A long moment, and then she closed her eyes and began to dictate. “Dear Citizens. As your son’s commanding officer, I . . . ”

It took an hour to complete the messages: they were brief but it was crucial to give each one the individual attention it was due. These were Citizens, the hope of the Race. Cells must die for the whole to live. But we must mourn them, because we are cells who know what we are. That is our immortality.

She shook off the mood and rose, calling the lights back to normal. Coming home, she thought wryly. Half her existence these days seemed to be spent in illusion and shadows, riding the silica threads and photon pulses, until she could hardly tell waking from sleeping.

“Call Tina,” she said to the machines that always listened. “Brandied coffee, please.” Absurd to use a form of courtesy with a computer, but it was another connection to real life.

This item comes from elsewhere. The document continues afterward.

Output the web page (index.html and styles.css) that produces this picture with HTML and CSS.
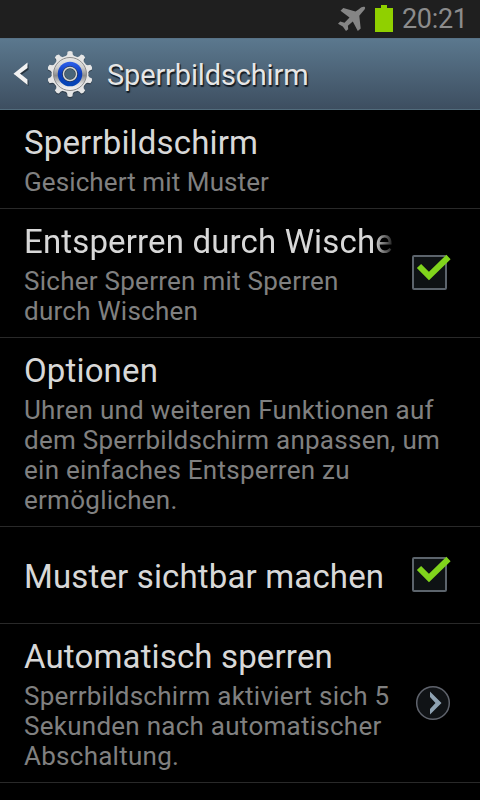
FILE: index.html
```html
<!DOCTYPE html>
<html lang="de">
<head>
<meta charset="utf-8">
<title>Sperrbildschirm</title>
<link rel="stylesheet" href="styles.css">
</head>
<body>
<div class="status">
  <svg class="plane" width="28" height="26" viewBox="0 0 28 26"><path fill="#858585" d="M27 1.200C25.500 .2 23.200 1.200 21.200 3L17.500 5.600L5.300 2L2.500 4.800L11.500 11.500L6.500 16.800L2.200 15.600L0 17.800L4.800 20.500L8 25L10.200 23.200L9.900 19.800L14.800 15.500L19.800 25L22.700 22.500L21.300 9.700L24.200 6.200C26 4.200 27.700 2.300 27 1.200Z"/></svg>
  <svg class="battery" width="18" height="27" viewBox="0 0 18 27"><path fill="#90d000" d="M6 0h6v3h6v24H0V3h6z"/></svg>
  <span class="clock">20:21</span>
</div>
<header class="bar">
  <svg class="back" width="18" height="28" viewBox="0 0 18 28"><path class="back-shadow" d="M16.500 3.200V8.800L9 14L16.500 19.500V25L3 14Z"/><path class="back-line" d="M15.500 1.500V7L8 12.500L15.500 18.500V24L1.500 12.800Z"/></svg>
  <svg class="gear" width="48" height="50" viewBox="-24 -24 48 50">
    <defs>
      <linearGradient id="metal" x1="0" y1="0" x2="0" y2="1"><stop offset="0" stop-color="#e8e8e8"/><stop offset=".3" stop-color="#cecece"/><stop offset=".55" stop-color="#8b8b8b"/><stop offset=".8" stop-color="#dedede"/><stop offset="1" stop-color="#f5f5f5"/></linearGradient>
      <linearGradient id="blue" x1="0" y1="0" x2="0" y2="1"><stop offset="0" stop-color="#2f60ec"/><stop offset=".5" stop-color="#0c3dbb"/><stop offset="1" stop-color="#0547b4"/></linearGradient>
      <g id="teeth"><circle r="18.500"/><path id="t" d="M-4.200-17.500L-2.800-19.500L-2.500-22.300Q0-23.800 2.500-22.300L2.800-19.500L4.200-17.500Z"/><use href="#t" transform="rotate(36)"/><use href="#t" transform="rotate(72)"/><use href="#t" transform="rotate(108)"/><use href="#t" transform="rotate(144)"/><use href="#t" transform="rotate(180)"/><use href="#t" transform="rotate(216)"/><use href="#t" transform="rotate(252)"/><use href="#t" transform="rotate(288)"/><use href="#t" transform="rotate(324)"/></g>
    </defs>
    <use href="#teeth" fill="#26323d" opacity=".7" y="1.200"/>
    <use href="#teeth" fill="#e6e6e6"/>
    <circle r="16.500" fill="url(#metal)" stroke="#8c8c8c" stroke-width="1"/>
    <circle r="12.300" fill="url(#blue)"/>
    <circle r="6.500" fill="#496579" stroke="#283238" stroke-width="2.600"/>
    <circle r="6.500" fill="none" stroke="#d5d8d8" stroke-width="1.500"/>
  </svg>
  <h1>Sperrbildschirm</h1>
</header>
<main>
  <section class="row"><div class="text"><h2>Sperrbildschirm</h2><p class="tight">Gesichert mit Muster</p></div></section>
  <section class="row"><div class="text narrow"><h2 class="fade">Entsperren durch Wische</h2><p>Sicher Sperren mit Sperren<br>durch Wischen</p></div>
    <svg class="check" width="40" height="38" viewBox="0 0 40 38"><rect class="box" x="1" y="3" width="33" height="33" rx="1"/><path class="tick" d="M7 13L17 23L36.500 4"/></svg></section>
  <section class="row"><div class="text"><h2>Optionen</h2><p>Uhren und weiteren Funktionen auf<br>dem Sperrbildschirm anpassen, um<br>ein einfaches Entsperren zu<br>ermöglichen.</p></div></section>
  <section class="row single"><div class="text narrow"><h2>Muster sichtbar machen</h2></div>
    <svg class="check" width="40" height="38" viewBox="0 0 40 38"><rect class="box" x="1" y="3" width="33" height="33" rx="1"/><path class="tick" d="M7 13L17 23L36.500 4"/></svg></section>
  <section class="row"><div class="text narrow"><h2>Automatisch sperren</h2><p>Sperrbildschirm aktiviert sich 5<br>Sekunden nach automatischer<br>Abschaltung.</p></div>
    <svg class="more" width="36" height="36" viewBox="0 0 36 36"><circle cx="18" cy="18" r="16.300" fill="#101316" stroke="#5f636c" stroke-width="1.500"/><path d="M15 6.500L26.500 18L15 29.500V24L20.500 18L15 12Z" fill="#8fa3b3"/></svg></section>
</main>
</body>
</html>
```

FILE: styles.css
```css
* { box-sizing: border-box; }
body { margin: 0; width: 480px; height: 800px; overflow: hidden; background: #000; font-family: Roboto, sans-serif; }
h1, h2, p { margin: 0; font-weight: 400; white-space: nowrap; }
.status { height: 38px; background: #1f1f1f; display: flex; align-items: flex-start; padding: 5px 0 0 338px; }
.plane { margin-top: 1px; }
.battery { margin-left: 9px; }
.clock { margin-left: 9px; font-size: 27px; line-height: 29px; color: #8c8c8c; letter-spacing: -.3px; }
.bar { height: 72px; display: flex; align-items: flex-start; padding-left: 12px; background: linear-gradient(#5b788e, #3d4e60); border-top: 1px solid #587286; border-bottom: 1px solid #526c7c; }
.back { margin-top: 22px; }
.back-line { fill: #f2f2f2; }
.back-shadow { fill: #25323d; }
.gear { margin: 11px 0 0 16px; }
h1 { margin: 18px 0 0 13px; font-size: 29px; line-height: 36px; letter-spacing: -.15px; color: #e6e6e6; text-shadow: 1px 1px 1px #161e26, 1px 2px 1px #161e26; }
.row { display: flex; align-items: center; padding: 13px 0 11px 24px; border-bottom: 1px solid #292929; }
.text { width: 432px; flex: none; }
.narrow { width: 368px; }
h2 { font-size: 33px; line-height: 40px; color: #d8d8d8; letter-spacing: .15px; }
p { margin-top: 4px; font-size: 26px; line-height: 30px; color: #808080; letter-spacing: .26px; }
.tight { letter-spacing: .1px; }
.fade { -webkit-mask-image: linear-gradient(90deg, #000 350px, transparent 372px); mask-image: linear-gradient(90deg, #000 350px, transparent 372px); }
.single { height: 97px; padding-top: 14px; padding-bottom: 10px; }
.check { margin: 0 0 4px 20px; }
.single .check { margin-bottom: 6px; }
.box { fill: #0e1214; stroke: #5c646c; stroke-width: 2; }
.tick { fill: none; stroke: #80d41c; stroke-width: 6; }
.more { margin: 0 0 2px 23px; }
```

This outer room of her sanctum—was this home? As much as anyplace, the last five years. A long box-rectangle, her desk at one end. Lunar-basalt tiles, covered by fur rugs from animals created by biotech. Leather-spined books, and shelves of real wood, expensive on Luna, but Loki knew there were some compensations for this job. The outer wall was set to a soft neutral gray for concentration’s sake; it was a single blank sheet five meters by ten, a thin-film sandwich holding several hundred thousand thermovalves per square centimeter. It could be set to display anything at all, well enough to fool even an expert’s eye until you touched it, but she was suddenly weary of vicarious experience. And of the fresh clean recycled air.

“Transparent and open,” she said. It blinked clear and slid up with a minor shhhh as she walked out onto the balcony.

That was near the top of the ring wall, a lacy construction of twisted vitryl, filaments of monocrystal titanium-chromium-vanadium alloy and glass braided together. Those were words; the reality was smooth curves of jade-green ice, thin as gossamer, stronger than steel. The sky above was of the same material, a shallow ribbed dome across the hundred-kilometer bowl of the crater. A thousand meters over her head one of its great anchor cables sprang out, soaring up and away until it dwindled into a thread and disappeared into the distance; the sky was set to a long twilight now, and she could just make out the blue-white disk of Earth. She walked to the waist-high balustrade, looked out and down.